PROBLEM DESCRIPTION:
State the number of lines with the string "Output" in them, and nothing else.

┌────────

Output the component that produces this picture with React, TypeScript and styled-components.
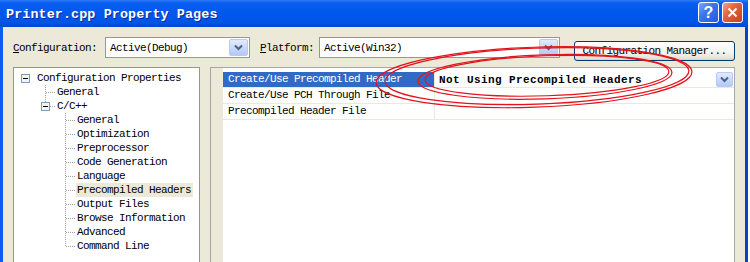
import React from 'react';
import styled, { createGlobalStyle } from 'styled-components';

const Global = createGlobalStyle`
  html, body { margin: 0; padding: 0; width: 750px; height: 262px; overflow: hidden; background: #ffffff; }
  #root { width: 750px; height: 262px; }
`;

const mono = `"Liberation Mono", "DejaVu Sans Mono", monospace`;

const Screen = styled.div`
  position: relative;
  width: 750px;
  height: 262px;
  overflow: hidden;
  display: flex;
  background: #ffffff;
`;

const Window = styled.div`
  width: 748px;
  height: 320px;
  flex: none;
  display: flex;
  flex-direction: column;
`;

const TitleBar = styled.div`
  height: 27px;
  flex: none;
  display: flex;
  align-items: center;
  padding: 0 5px 0 6px;
  background: linear-gradient(#2f7cf8 0%, #0a5ff0 10%, #0058ee 45%, #0054e6 85%, #0046cf 100%);
`;

const Title = styled.div`
  flex: 1;
  font-family: ${mono};
  font-weight: bold;
  font-size: 13.4px;
  letter-spacing: 0.1px;
  color: #ffffff;
  text-shadow: 1px 1px 0 #0a2a9a;
  padding-top: 1px;
`;

const CaptionButtons = styled.div`
  display: flex;
  gap: 3px;
  margin-top: -2px;
`;

const CaptionButton = styled.div<{ $kind: 'help' | 'close' }>`
  width: 21px;
  height: 21px;
  box-sizing: border-box;
  border: 1px solid #ffffff;
  border-radius: 3px;
  display: flex;
  align-items: center;
  justify-content: center;
  color: #ffffff;
  font-family: "Liberation Sans", Arial, sans-serif;
  font-weight: bold;
  font-size: 16px;
  background: ${p =>
    p.$kind === 'help'
      ? 'linear-gradient(135deg, #7aa8ff 0%, #3b77f2 40%, #1f5be0 100%)'
      : 'linear-gradient(135deg, #f0a58a 0%, #e2643c 40%, #c7401c 100%)'};
`;

const Body = styled.div`
  flex: 1;
  display: flex;
  flex-direction: column;
  background: #ece9d8;
  border-left: 3px solid #0c5df0;
  border-right: 3px solid #0a3fd0;
  padding: 10px 10px 0 10px;
`;

const Toolbar = styled.div`
  height: 21px;
  display: flex;
  align-items: flex-start;
`;

const Label = styled.span<{ $gap: number }>`
  font-family: ${mono};
  font-size: 11px;
  letter-spacing: -0.6px;
  line-height: 22px;
  color: #000000;
  margin-right: ${p => p.$gap}px;
  white-space: nowrap;
  u { text-decoration: underline; }
`;

const Combo = styled.div<{ $w: number }>`
  width: ${p => p.$w}px;
  height: 21px;
  box-sizing: border-box;
  border: 1px solid #7f9db9;
  background: #ffffff;
  display: flex;
  align-items: center;
  padding: 1px 1px 1px 4px;
  margin-right: 10px;
`;

const ComboText = styled.span<{ $bold?: boolean }>`
  flex: 1;
  font-family: ${mono};
  font-size: 11px;
  letter-spacing: ${p => (p.$bold ? '0.4px' : '-0.6px')};
  font-weight: ${p => (p.$bold ? 'bold' : 'normal')};
  color: #000000;
  white-space: nowrap;
`;

const DropArrow = styled.span<{ $size: number }>`
  width: ${p => p.$size + 2}px;
  height: ${p => p.$size}px;
  box-sizing: border-box;
  border: 1px solid #b9cbf3;
  border-radius: 2px;
  background: linear-gradient(#e3ecfe, #c4d6fb 60%, #b3c8f7);
  display: flex;
  align-items: center;
  justify-content: center;
  flex: none;
`;

const XPButton = styled.div`
  margin-left: 4px;
  margin-top: 4px;
  width: 161px;
  height: 20px;
  box-sizing: border-box;
  border: 1px solid #003c74;
  border-radius: 3px;
  background: linear-gradient(#ffffff, #f3f2ee 60%, #e6e3d8 90%, #d6d0c5);
  display: flex;
  align-items: center;
  justify-content: center;
  font-family: ${mono};
  font-size: 11px;
  letter-spacing: -0.6px;
  color: #000000;
  white-space: nowrap;
`;

const Main = styled.div`
  margin-top: 9px;
  display: flex;
  gap: 10px;
  flex: 1;
`;

const TreePanel = styled.div`
  width: 187px;
  box-sizing: border-box;
  border: 1px solid #8b97a9;
  background: #ffffff;
  padding: 3px 0 0 2px;
  display: flex;
  flex-direction: column;
`;

const TreeRow = styled.div`
  height: 14px;
  flex: none;
  display: flex;
  align-items: center;
`;

const TreeLabel = styled.span<{ $selected?: boolean }>`
  font-family: ${mono};
  font-size: 11px;
  letter-spacing: -0.6px;
  line-height: 14px;
  height: 14px;
  padding: 0 2px 0 1px;
  color: #000000;
  white-space: nowrap;
  background: ${p => (p.$selected ? '#ece9d8' : 'transparent')};
`;

const GridPanel = styled.div`
  flex: 1;
  display: flex;
  border: 1px solid #a7a6aa;
  background: #ffffff;
`;

const Gutter = styled.div`
  width: 12px;
  flex: none;
  background: #ece9d8;
`;

const GridRows = styled.div`
  flex: 1;
  display: flex;
  flex-direction: column;
  padding-top: 4px;
`;

const PropRow = styled.div`
  display: grid;
  grid-template-columns: 212px 1fr;
  height: 16px;
  flex: none;
  box-sizing: border-box;
  border-bottom: 1px solid #ece9d8;
`;

const NameCell = styled.div<{ $selected?: boolean }>`
  font-family: ${mono};
  font-size: 11px;
  letter-spacing: -0.6px;
  line-height: 15px;
  padding-left: 5px;
  white-space: nowrap;
  color: ${p => (p.$selected ? '#ffffff' : '#000000')};
  background: ${p => (p.$selected ? '#316ac5' : '#ffffff')};
  border-right: 1px solid #ece9d8;
`;

const ValueCell = styled.div`
  display: flex;
  align-items: center;
  padding-left: 4px;
  padding-right: 1px;
`;

const Overlay = styled.svg`
  position: absolute;
  left: 0;
  top: 0;
  pointer-events: none;
`;

const Chevron = () => (
  <svg width="9" height="7" viewBox="0 0 9 7">
    <path d="M1 1.5 L4.5 5 L8 1.5" fill="none" stroke="#4d6185" strokeWidth="2" />
  </svg>
);

type Conn = 'none' | 'tee' | 'ell' | 'box' | 'boxEll' | 'line';

const Slot = ({ kind }: { kind: Conn }) => (
  <svg width="20" height="14" viewBox="0 0 20 14" shapeRendering="crispEdges" style={{ flex: 'none' }}>
    {(kind === 'tee' || kind === 'line') && (
      <line x1="9.5" y1="0" x2="9.5" y2="14" stroke="#a0a0a0" strokeDasharray="1 1" />
    )}
    {kind === 'ell' && <line x1="9.5" y1="0" x2="9.5" y2="8" stroke="#a0a0a0" strokeDasharray="1 1" />}
    {(kind === 'tee' || kind === 'ell') && (
      <line x1="10" y1="7.5" x2="20" y2="7.5" stroke="#a0a0a0" strokeDasharray="1 1" />
    )}
    {kind === 'boxEll' && (
      <>
        <line x1="9.5" y1="0" x2="9.5" y2="3" stroke="#a0a0a0" strokeDasharray="1 1" />
        <line x1="14" y1="7.5" x2="20" y2="7.5" stroke="#a0a0a0" strokeDasharray="1 1" />
      </>
    )}
    {(kind === 'box' || kind === 'boxEll') && (
      <>
        <rect x="5.5" y="3.5" width="8" height="8" fill="#f4f4ee" stroke="#7f9db9" />
        <line x1="7" y1="7.5" x2="12" y2="7.5" stroke="#000000" />
      </>
    )}
  </svg>
);

type TreeItem = { label: string; slots: Conn[]; selected?: boolean };

const items: TreeItem[] = [
  { label: 'Configuration Properties', slots: ['box'] },
  { label: 'General', slots: ['none', 'tee'] },
  { label: 'C/C++', slots: ['none', 'boxEll'] },
  { label: 'General', slots: ['none', 'none', 'tee'] },
  { label: 'Optimization', slots: ['none', 'none', 'tee'] },
  { label: 'Preprocessor', slots: ['none', 'none', 'tee'] },
  { label: 'Code Generation', slots: ['none', 'none', 'tee'] },
  { label: 'Language', slots: ['none', 'none', 'tee'] },
  { label: 'Precompiled Headers', slots: ['none', 'none', 'tee'], selected: true },
  { label: 'Output Files', slots: ['none', 'none', 'tee'] },
  { label: 'Browse Information', slots: ['none', 'none', 'tee'] },
  { label: 'Advanced', slots: ['none', 'none', 'tee'] },
  { label: 'Command Line', slots: ['none', 'none', 'ell'] },
];

const props = [
  { name: 'Create/Use Precompiled Header', value: 'Not Using Precompiled Headers', selected: true },
  { name: 'Create/Use PCH Through File', value: '' },
  { name: 'Precompiled Header File', value: '' },
];

export default function App() {
  return (
    <Screen>
      <Global />
      <Window>
        <TitleBar>
          <Title>Printer.cpp Property Pages</Title>
          <CaptionButtons>
            <CaptionButton $kind="help">?</CaptionButton>
            <CaptionButton $kind="close">
              <svg width="11" height="11" viewBox="0 0 11 11">
                <path d="M1.5 1.5 L9.5 9.5 M9.5 1.5 L1.5 9.5" stroke="#ffffff" strokeWidth="2" />
              </svg>
            </CaptionButton>
          </CaptionButtons>
        </TitleBar>
        <Body>
          <Toolbar>
            <Label $gap={8}>
              <u>C</u>onfiguration:
            </Label>
            <Combo $w={145}>
              <ComboText>Active(Debug)</ComboText>
              <DropArrow $size={17}>
                <Chevron />
              </DropArrow>
            </Combo>
            <Label $gap={5}>
              <u>P</u>latform:
            </Label>
            <Combo $w={241}>
              <ComboText>Active(Win32)</ComboText>
              <DropArrow $size={17}>
                <Chevron />
              </DropArrow>
            </Combo>
            <XPButton>
              C<u>o</u>nfiguration Manager...
            </XPButton>
          </Toolbar>
          <Main>
            <TreePanel>
              {items.map((it, i) => (
                <TreeRow key={i}>
                  {it.slots.map((s, j) => (
                    <Slot key={j} kind={s} />
                  ))}
                  <TreeLabel $selected={it.selected}>{it.label}</TreeLabel>
                </TreeRow>
              ))}
            </TreePanel>
            <GridPanel>
              <Gutter />
              <GridRows>
                {props.map((p, i) => (
                  <PropRow key={i}>
                    <NameCell $selected={p.selected}>{p.name}</NameCell>
                    <ValueCell>
                      <ComboText $bold>{p.value}</ComboText>
                      {p.selected && (
                        <DropArrow $size={15}>
                          <Chevron />
                        </DropArrow>
                      )}
                    </ValueCell>
                  </PropRow>
                ))}
              </GridRows>
            </GridPanel>
          </Main>
        </Body>
      </Window>
      <Overlay width="750" height="262" viewBox="0 0 750 262">
        <g fill="none" stroke="#e3121c" strokeWidth="1.2" transform="rotate(-2 540 77)">
          <ellipse cx="534" cy="77" rx="158" ry="30" />
          <ellipse cx="537" cy="76" rx="152" ry="28" />
          <ellipse cx="545" cy="77" rx="127" ry="22" />
          <ellipse cx="547" cy="76" rx="122" ry="20" />
        </g>
      </Overlay>
    </Screen>
  );
}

└────────

EXERCISE RESPONSE:
2